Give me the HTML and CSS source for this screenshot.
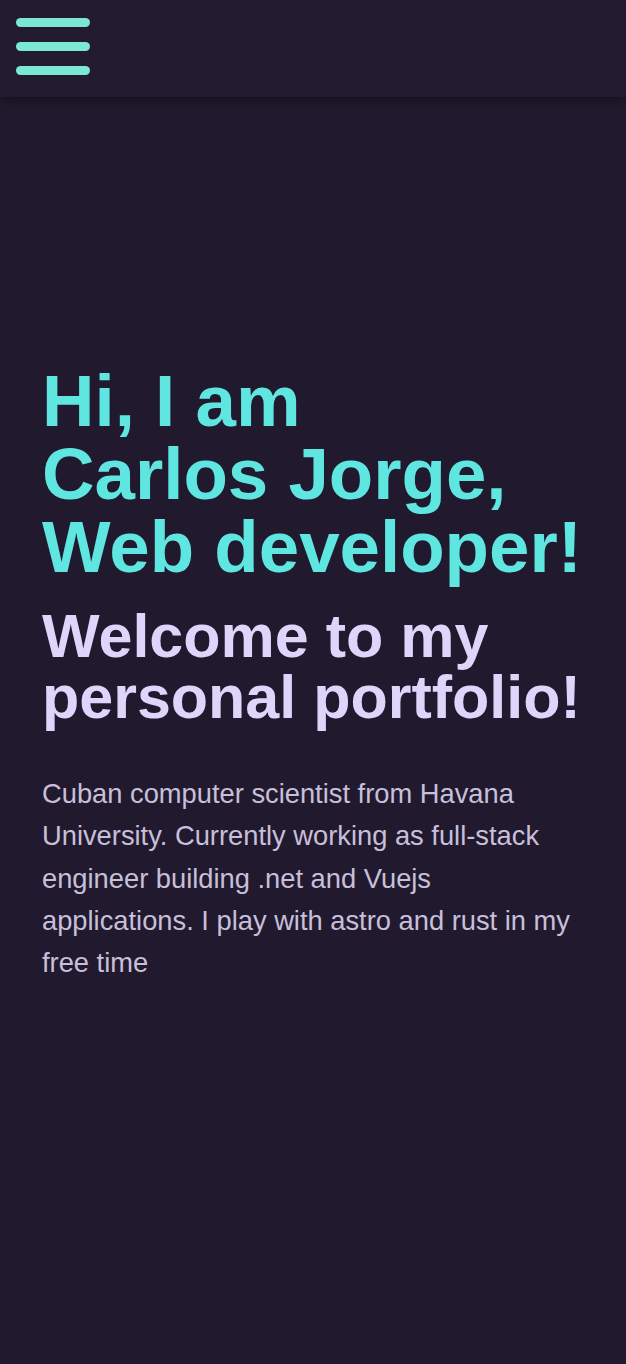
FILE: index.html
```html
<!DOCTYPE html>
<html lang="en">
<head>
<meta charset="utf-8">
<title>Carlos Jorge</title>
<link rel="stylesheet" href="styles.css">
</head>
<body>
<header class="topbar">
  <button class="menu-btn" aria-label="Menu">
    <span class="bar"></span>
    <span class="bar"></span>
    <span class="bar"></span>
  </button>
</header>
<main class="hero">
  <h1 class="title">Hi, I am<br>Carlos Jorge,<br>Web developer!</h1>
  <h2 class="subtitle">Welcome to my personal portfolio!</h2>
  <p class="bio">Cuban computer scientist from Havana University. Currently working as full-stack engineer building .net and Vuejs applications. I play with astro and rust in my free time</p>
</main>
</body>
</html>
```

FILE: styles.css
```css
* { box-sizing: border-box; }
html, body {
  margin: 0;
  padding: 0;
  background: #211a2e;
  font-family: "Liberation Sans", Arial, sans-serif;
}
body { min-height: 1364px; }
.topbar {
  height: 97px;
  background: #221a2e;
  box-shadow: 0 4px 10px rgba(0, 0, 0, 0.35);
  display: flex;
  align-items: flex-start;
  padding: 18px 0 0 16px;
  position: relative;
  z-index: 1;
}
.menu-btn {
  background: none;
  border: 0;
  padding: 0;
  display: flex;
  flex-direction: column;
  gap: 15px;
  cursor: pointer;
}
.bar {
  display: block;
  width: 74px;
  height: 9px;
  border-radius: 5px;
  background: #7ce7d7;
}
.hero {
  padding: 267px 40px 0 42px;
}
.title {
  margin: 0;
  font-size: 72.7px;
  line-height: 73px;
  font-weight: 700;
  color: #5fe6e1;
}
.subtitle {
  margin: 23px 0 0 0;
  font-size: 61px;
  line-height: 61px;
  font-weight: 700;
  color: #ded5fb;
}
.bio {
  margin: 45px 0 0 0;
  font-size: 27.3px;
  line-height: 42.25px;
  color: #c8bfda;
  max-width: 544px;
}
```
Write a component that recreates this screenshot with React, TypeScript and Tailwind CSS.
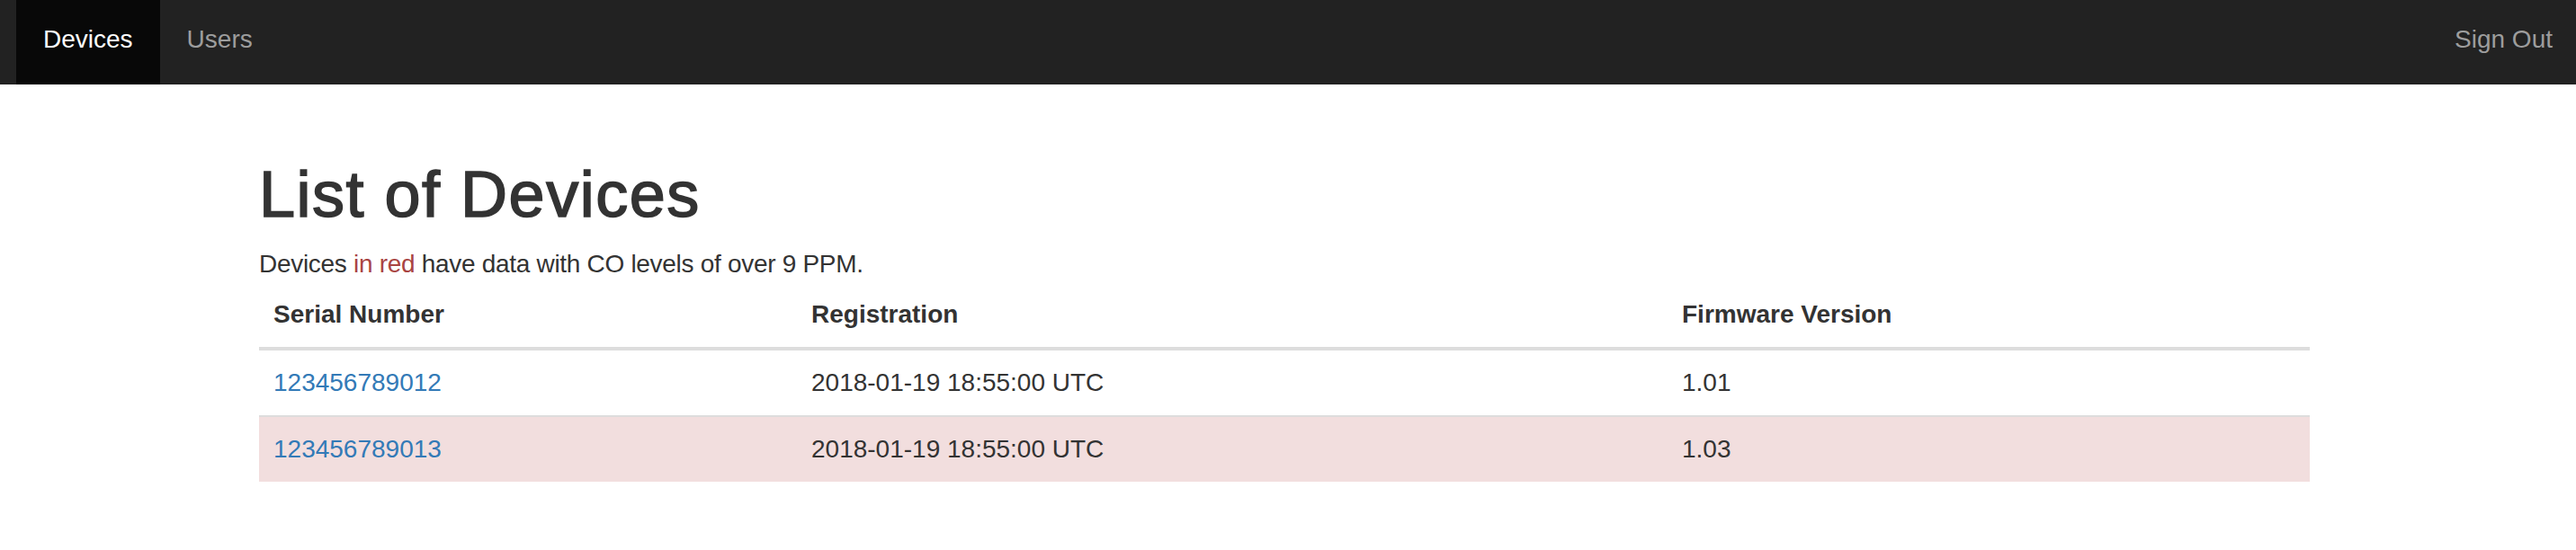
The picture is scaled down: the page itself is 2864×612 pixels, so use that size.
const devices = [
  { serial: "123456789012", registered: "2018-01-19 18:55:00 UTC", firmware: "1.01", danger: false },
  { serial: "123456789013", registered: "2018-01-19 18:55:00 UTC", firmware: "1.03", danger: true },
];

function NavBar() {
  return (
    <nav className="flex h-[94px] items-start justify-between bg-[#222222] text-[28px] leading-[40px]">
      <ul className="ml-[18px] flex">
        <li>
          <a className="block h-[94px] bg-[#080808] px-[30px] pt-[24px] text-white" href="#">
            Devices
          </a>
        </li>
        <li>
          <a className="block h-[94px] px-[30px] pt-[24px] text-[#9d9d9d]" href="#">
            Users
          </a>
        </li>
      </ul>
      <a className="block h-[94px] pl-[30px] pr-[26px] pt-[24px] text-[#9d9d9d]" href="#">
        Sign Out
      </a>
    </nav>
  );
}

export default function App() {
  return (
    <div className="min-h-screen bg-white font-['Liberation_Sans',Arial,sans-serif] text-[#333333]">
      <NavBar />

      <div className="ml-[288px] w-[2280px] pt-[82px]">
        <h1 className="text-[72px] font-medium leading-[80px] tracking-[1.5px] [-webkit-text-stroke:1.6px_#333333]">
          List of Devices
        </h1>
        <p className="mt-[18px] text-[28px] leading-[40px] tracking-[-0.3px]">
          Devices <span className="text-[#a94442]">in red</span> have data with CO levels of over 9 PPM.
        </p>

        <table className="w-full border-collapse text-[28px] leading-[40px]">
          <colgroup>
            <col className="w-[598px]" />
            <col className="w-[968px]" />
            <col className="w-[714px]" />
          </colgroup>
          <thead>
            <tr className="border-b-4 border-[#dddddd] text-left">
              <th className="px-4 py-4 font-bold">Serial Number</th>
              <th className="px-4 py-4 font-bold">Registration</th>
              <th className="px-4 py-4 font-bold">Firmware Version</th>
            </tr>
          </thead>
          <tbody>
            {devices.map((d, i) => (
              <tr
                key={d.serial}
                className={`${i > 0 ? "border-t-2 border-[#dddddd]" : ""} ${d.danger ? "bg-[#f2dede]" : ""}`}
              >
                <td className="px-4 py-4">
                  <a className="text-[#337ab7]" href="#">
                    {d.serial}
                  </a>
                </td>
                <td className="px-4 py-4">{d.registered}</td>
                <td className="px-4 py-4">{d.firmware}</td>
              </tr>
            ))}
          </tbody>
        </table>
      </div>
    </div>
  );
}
★ ★ ★ ★
◆ **Aim of the task**: Leave out the pictures and print each record exactly as it stands.

◆ **Output of the exercise**:
Give me the HTML and CSS source for this screenshot.
FILE: index.html
```html
<!DOCTYPE html>
<html lang="en">
<head>
<meta charset="utf-8">
<title>Carlos Jorge</title>
<link rel="stylesheet" href="styles.css">
</head>
<body>
<header class="topbar">
  <button class="menu-btn" aria-label="Menu">
    <span class="bar"></span>
    <span class="bar"></span>
    <span class="bar"></span>
  </button>
</header>
<main class="hero">
  <h1 class="title">Hi, I am<br>Carlos Jorge,<br>Web developer!</h1>
  <h2 class="subtitle">Welcome to my personal portfolio!</h2>
  <p class="bio">Cuban computer scientist from Havana University. Currently working as full-stack engineer building .net and Vuejs applications. I play with astro and rust in my free time</p>
</main>
</body>
</html>
```

FILE: styles.css
```css
* { box-sizing: border-box; }
html, body {
  margin: 0;
  padding: 0;
  background: #211a2e;
  font-family: "Liberation Sans", Arial, sans-serif;
}
body { min-height: 1364px; }
.topbar {
  height: 97px;
  background: #221a2e;
  box-shadow: 0 4px 10px rgba(0, 0, 0, 0.35);
  display: flex;
  align-items: flex-start;
  padding: 18px 0 0 16px;
  position: relative;
  z-index: 1;
}
.menu-btn {
  background: none;
  border: 0;
  padding: 0;
  display: flex;
  flex-direction: column;
  gap: 15px;
  cursor: pointer;
}
.bar {
  display: block;
  width: 74px;
  height: 9px;
  border-radius: 5px;
  background: #7ce7d7;
}
.hero {
  padding: 267px 40px 0 42px;
}
.title {
  margin: 0;
  font-size: 72.7px;
  line-height: 73px;
  font-weight: 700;
  color: #5fe6e1;
}
.subtitle {
  margin: 23px 0 0 0;
  font-size: 61px;
  line-height: 61px;
  font-weight: 700;
  color: #ded5fb;
}
.bio {
  margin: 45px 0 0 0;
  font-size: 27.3px;
  line-height: 42.25px;
  color: #c8bfda;
  max-width: 544px;
}
```
Write a component that recreates this screenshot with React, TypeScript and Tailwind CSS.
The picture is scaled down: the page itself is 2864×612 pixels, so use that size.
const devices = [
  { serial: "123456789012", registered: "2018-01-19 18:55:00 UTC", firmware: "1.01", danger: false },
  { serial: "123456789013", registered: "2018-01-19 18:55:00 UTC", firmware: "1.03", danger: true },
];

function NavBar() {
  return (
    <nav className="flex h-[94px] items-start justify-between bg-[#222222] text-[28px] leading-[40px]">
      <ul className="ml-[18px] flex">
        <li>
          <a className="block h-[94px] bg-[#080808] px-[30px] pt-[24px] text-white" href="#">
            Devices
          </a>
        </li>
        <li>
          <a className="block h-[94px] px-[30px] pt-[24px] text-[#9d9d9d]" href="#">
            Users
          </a>
        </li>
      </ul>
      <a className="block h-[94px] pl-[30px] pr-[26px] pt-[24px] text-[#9d9d9d]" href="#">
        Sign Out
      </a>
    </nav>
  );
}

export default function App() {
  return (
    <div className="min-h-screen bg-white font-['Liberation_Sans',Arial,sans-serif] text-[#333333]">
      <NavBar />

      <div className="ml-[288px] w-[2280px] pt-[82px]">
        <h1 className="text-[72px] font-medium leading-[80px] tracking-[1.5px] [-webkit-text-stroke:1.6px_#333333]">
          List of Devices
        </h1>
        <p className="mt-[18px] text-[28px] leading-[40px] tracking-[-0.3px]">
          Devices <span className="text-[#a94442]">in red</span> have data with CO levels of over 9 PPM.
        </p>

        <table className="w-full border-collapse text-[28px] leading-[40px]">
          <colgroup>
            <col className="w-[598px]" />
            <col className="w-[968px]" />
            <col className="w-[714px]" />
          </colgroup>
          <thead>
            <tr className="border-b-4 border-[#dddddd] text-left">
              <th className="px-4 py-4 font-bold">Serial Number</th>
              <th className="px-4 py-4 font-bold">Registration</th>
              <th className="px-4 py-4 font-bold">Firmware Version</th>
            </tr>
          </thead>
          <tbody>
            {devices.map((d, i) => (
              <tr
                key={d.serial}
                className={`${i > 0 ? "border-t-2 border-[#dddddd]" : ""} ${d.danger ? "bg-[#f2dede]" : ""}`}
              >
                <td className="px-4 py-4">
                  <a className="text-[#337ab7]" href="#">
                    {d.serial}
                  </a>
                </td>
                <td className="px-4 py-4">{d.registered}</td>
                <td className="px-4 py-4">{d.firmware}</td>
              </tr>
            ))}
          </tbody>
        </table>
      </div>
    </div>
  );
}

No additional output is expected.